= Task goal =
Skip all pictures, then copy the lines from the start of the data through the line with "const header = ['Size', 'US", keeping both ends.

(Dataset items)
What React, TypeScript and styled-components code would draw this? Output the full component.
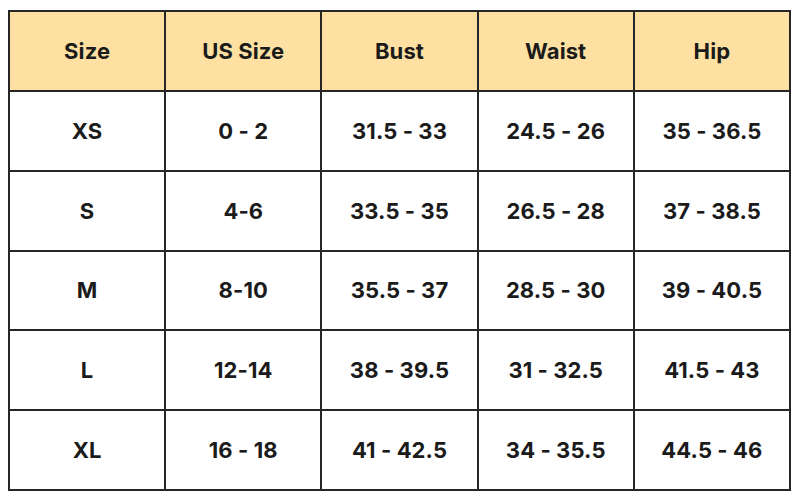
import React from 'react';
import styled, {createGlobalStyle} from 'styled-components';

const GlobalStyle = createGlobalStyle`
  html, body {
    margin: 0;
    padding: 0;
    background: #fff;
  }
  body {
    font-family: Inter, "Open Sans", "Liberation Sans", sans-serif;
  }
`

const Page = styled.div`
  width: 800px;
  height: 500px;
  padding: 10px 0 0 8px;
  box-sizing: border-box;
`

const Table = styled.div`
  width: 783px;
  height: 481px;
  box-sizing: border-box;
  display: grid;
  grid-template-columns: repeat(5, 1fr);
  grid-template-rows: repeat(6, 1fr);
  gap: 2px;
  padding: 2px;
  background: #262626;
`

const Cell = styled.div<{ $head?: boolean }>`
  background: ${p => p.$head ? '#fee1a2' : '#fff'};
  display: flex;
  align-items: center;
  justify-content: center;
  font-size: 22px;
  font-weight: 700;
  color: #1b1b1b;
  letter-spacing: 0.1px;
`

const header = ['Size', 'US Size', 'Bust', 'Waist', 'Hip']

const rows = [
  ['XS', '0 - 2', '31.5 - 33', '24.5 - 26', '35 - 36.5'],
  ['S', '4-6', '33.5 - 35', '26.5 - 28', '37 - 38.5'],
  ['M', '8-10', '35.5 - 37', '28.5 - 30', '39 - 40.5'],
  ['L', '12-14', '38 - 39.5', '31 - 32.5', '41.5 - 43'],
  ['XL', '16 - 18', '41 - 42.5', '34 - 35.5', '44.5 - 46'],
]

export default function App() {
  return <Page>
    <GlobalStyle/>
    <Table>
      {header.map(h => <Cell $head key={h}>{h}</Cell>)}
      {rows.map((r, i) => r.map((v, j) => <Cell key={i + '-' + j}>{v}</Cell>))}
    </Table>
  </Page>
}
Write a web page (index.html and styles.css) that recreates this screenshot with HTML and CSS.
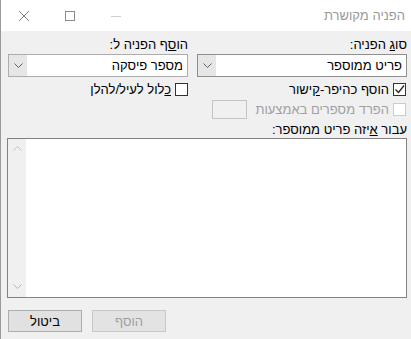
FILE: index.html
```html
<!DOCTYPE html>
<html lang="he" dir="rtl">
<head>
    <meta charset="UTF-8"/>
    <title>הפניה מקושרת</title>
    <link rel="stylesheet" href="styles.css">
</head>
<body>

<div class="window">
    <div class="titlebar">
        <span class="title">הפניה מקושרת</span>
        <div class="caption-buttons">
            <span class="cap-btn">
                <svg width="12" height="12" viewBox="0 0 12 12"><path d="M1 6.5h10" stroke="#d0d0d0" stroke-width="1"/></svg>
            </span>
            <span class="cap-btn">
                <svg width="12" height="12" viewBox="0 0 12 12"><rect x="1.5" y="1.5" width="9" height="9" fill="none" stroke="#8a8a8a" stroke-width="1"/></svg>
            </span>
            <span class="cap-btn">
                <svg width="12" height="12" viewBox="0 0 12 12"><path d="M1 1l10 10M11 1L1 11" stroke="#8a8a8a" stroke-width="1"/></svg>
            </span>
        </div>
    </div>

    <div class="content">
        <div class="columns">
            <div class="col col-right">
                <label class="field-label">סו<u>ג</u> הפניה:</label>
                <div class="select">
                    <span class="select-value">פריט ממוספר</span>
                    <span class="select-arrow">
                        <svg width="9" height="5" viewBox="0 0 9 5"><path d="M0.5 0.5l4 4 4-4" fill="none" stroke="#606060" stroke-width="1"/></svg>
                    </span>
                </div>
                <div class="check-row">
                    <span class="checkbox checked">
                        <svg width="11" height="11" viewBox="0 0 11 11"><path d="M1.5 5.5l3 3 5.5-7" fill="none" stroke="#222" stroke-width="1.3"/></svg>
                    </span>
                    <span>הוסף כהיפר-<u>ק</u>ישור</span>
                </div>
                <div class="check-row disabled">
                    <span class="checkbox"></span>
                    <span>הפרד מספרים באמצעות</span>
                    <span class="small-input"></span>
                </div>
            </div>

            <div class="col col-left">
                <label class="field-label">הו<u>ס</u>ף הפניה ל:</label>
                <div class="select">
                    <span class="select-value">מספר פיסקה</span>
                    <span class="select-arrow">
                        <svg width="9" height="5" viewBox="0 0 9 5"><path d="M0.5 0.5l4 4 4-4" fill="none" stroke="#606060" stroke-width="1"/></svg>
                    </span>
                </div>
                <div class="check-row">
                    <span class="checkbox"></span>
                    <span><u>כ</u>לול לעיל/להלן</span>
                </div>
            </div>
        </div>

        <label class="field-label list-label">עבור <u>א</u>יזה פריט ממוספר:</label>
        <div class="listbox">
            <div class="list-items"></div>
            <div class="scrollbar">
                <svg width="9" height="5" viewBox="0 0 9 5"><path d="M0.5 4.5l4-4 4 4" fill="none" stroke="#c4c4c4" stroke-width="1"/></svg>
                <svg width="9" height="5" viewBox="0 0 9 5"><path d="M0.5 0.5l4 4 4-4" fill="none" stroke="#b4b4b4" stroke-width="1"/></svg>
            </div>
        </div>

        <div class="buttons">
            <button class="btn" disabled>הוסף</button>
            <button class="btn">ביטול</button>
        </div>
    </div>
</div>

</body>
</html>
```

FILE: styles.css
```css
* {
    box-sizing: border-box;
}

body {
    margin: 0;
    font-family: "Liberation Sans", "DejaVu Sans", sans-serif;
    font-size: 13px;
    color: #000;
    background: #f0f0f0;
}

.window {
    width: 411px;
    height: 339px;
    background: #f0f0f0;
    border-left: 1px solid #9a9a9a;
    display: flex;
    flex-direction: column;
}

.titlebar {
    height: 31px;
    background: #fff;
    display: flex;
    align-items: center;
    justify-content: space-between;
}

.title {
    padding-right: 6px;
    color: #999;
}

.caption-buttons {
    display: flex;
    height: 31px;
}

.cap-btn {
    width: 46px;
    display: flex;
    align-items: center;
    justify-content: center;
}

.content {
    flex: 1;
    padding: 6px 4px 0 6px;
    display: flex;
    flex-direction: column;
}

.columns {
    display: flex;
    gap: 9px;
}

.col-right {
    width: 210px;
}

.col-left {
    width: 180px;
}

.field-label {
    display: block;
    height: 15px;
    line-height: 15px;
    margin-bottom: 2px;
}

.select {
    height: 23px;
    background: #fff;
    border: 1px solid #8f8f8f;
    display: flex;
    align-items: center;
    justify-content: space-between;
}

.col-left .select {
    border-color: #adadad;
}

.select-value {
    padding-right: 4px;
}

.select-arrow {
    width: 18px;
    height: 21px;
    background: #e6e6e6;
    display: flex;
    align-items: center;
    justify-content: center;
}

.check-row {
    display: flex;
    align-items: center;
    gap: 4px;
    height: 16px;
    margin-top: 4px;
}

.check-row + .check-row {
    height: 19px;
    margin-top: 3px;
}

.check-row.disabled {
    color: #a0a0a0;
}

.checkbox {
    width: 13px;
    height: 13px;
    flex-shrink: 0;
    background: #fff;
    border: 1px solid #333;
    display: flex;
    align-items: center;
    justify-content: center;
}

.col-right .checkbox {
    margin-right: 1px;
}

.disabled .checkbox {
    border-color: #ccc;
}

.small-input {
    width: 35px;
    height: 19px;
    margin-right: 4px;
    border: 1px solid #c4c4c4;
    background: #f0f0f0;
}

.list-label {
    margin-top: 3px;
    margin-bottom: 1px;
}

.listbox {
    height: 160px;
    border: 1px solid #828282;
    background: #fff;
    display: flex;
}

.list-items {
    flex: 1;
}

.scrollbar {
    width: 18px;
    background: #f0f0f0;
    display: flex;
    flex-direction: column;
    align-items: center;
    justify-content: space-between;
    padding: 7px 0 8px;
}

.buttons {
    display: flex;
    justify-content: flex-end;
    gap: 10px;
    margin-top: 12px;
    padding-left: 1px;
}

.btn {
    width: 74px;
    height: 22px;
    font-family: inherit;
    font-size: 13px;
    color: #000;
    background: #e1e1e1;
    border: 1px solid #adadad;
    padding: 0;
}

.btn:disabled {
    color: #a0a0a0;
    background: #e3e3e3;
    border-color: #c8c8c8;
}
```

= Finished task =
What React, TypeScript and styled-components code would draw this? Output the full component.
import React from 'react';
import styled, {createGlobalStyle} from 'styled-components';

const GlobalStyle = createGlobalStyle`
  html, body {
    margin: 0;
    padding: 0;
    background: #fff;
  }
  body {
    font-family: Inter, "Open Sans", "Liberation Sans", sans-serif;
  }
`

const Page = styled.div`
  width: 800px;
  height: 500px;
  padding: 10px 0 0 8px;
  box-sizing: border-box;
`

const Table = styled.div`
  width: 783px;
  height: 481px;
  box-sizing: border-box;
  display: grid;
  grid-template-columns: repeat(5, 1fr);
  grid-template-rows: repeat(6, 1fr);
  gap: 2px;
  padding: 2px;
  background: #262626;
`

const Cell = styled.div<{ $head?: boolean }>`
  background: ${p => p.$head ? '#fee1a2' : '#fff'};
  display: flex;
  align-items: center;
  justify-content: center;
  font-size: 22px;
  font-weight: 700;
  color: #1b1b1b;
  letter-spacing: 0.1px;
`

const header = ['Size', 'US Size', 'Bust', 'Waist', 'Hip']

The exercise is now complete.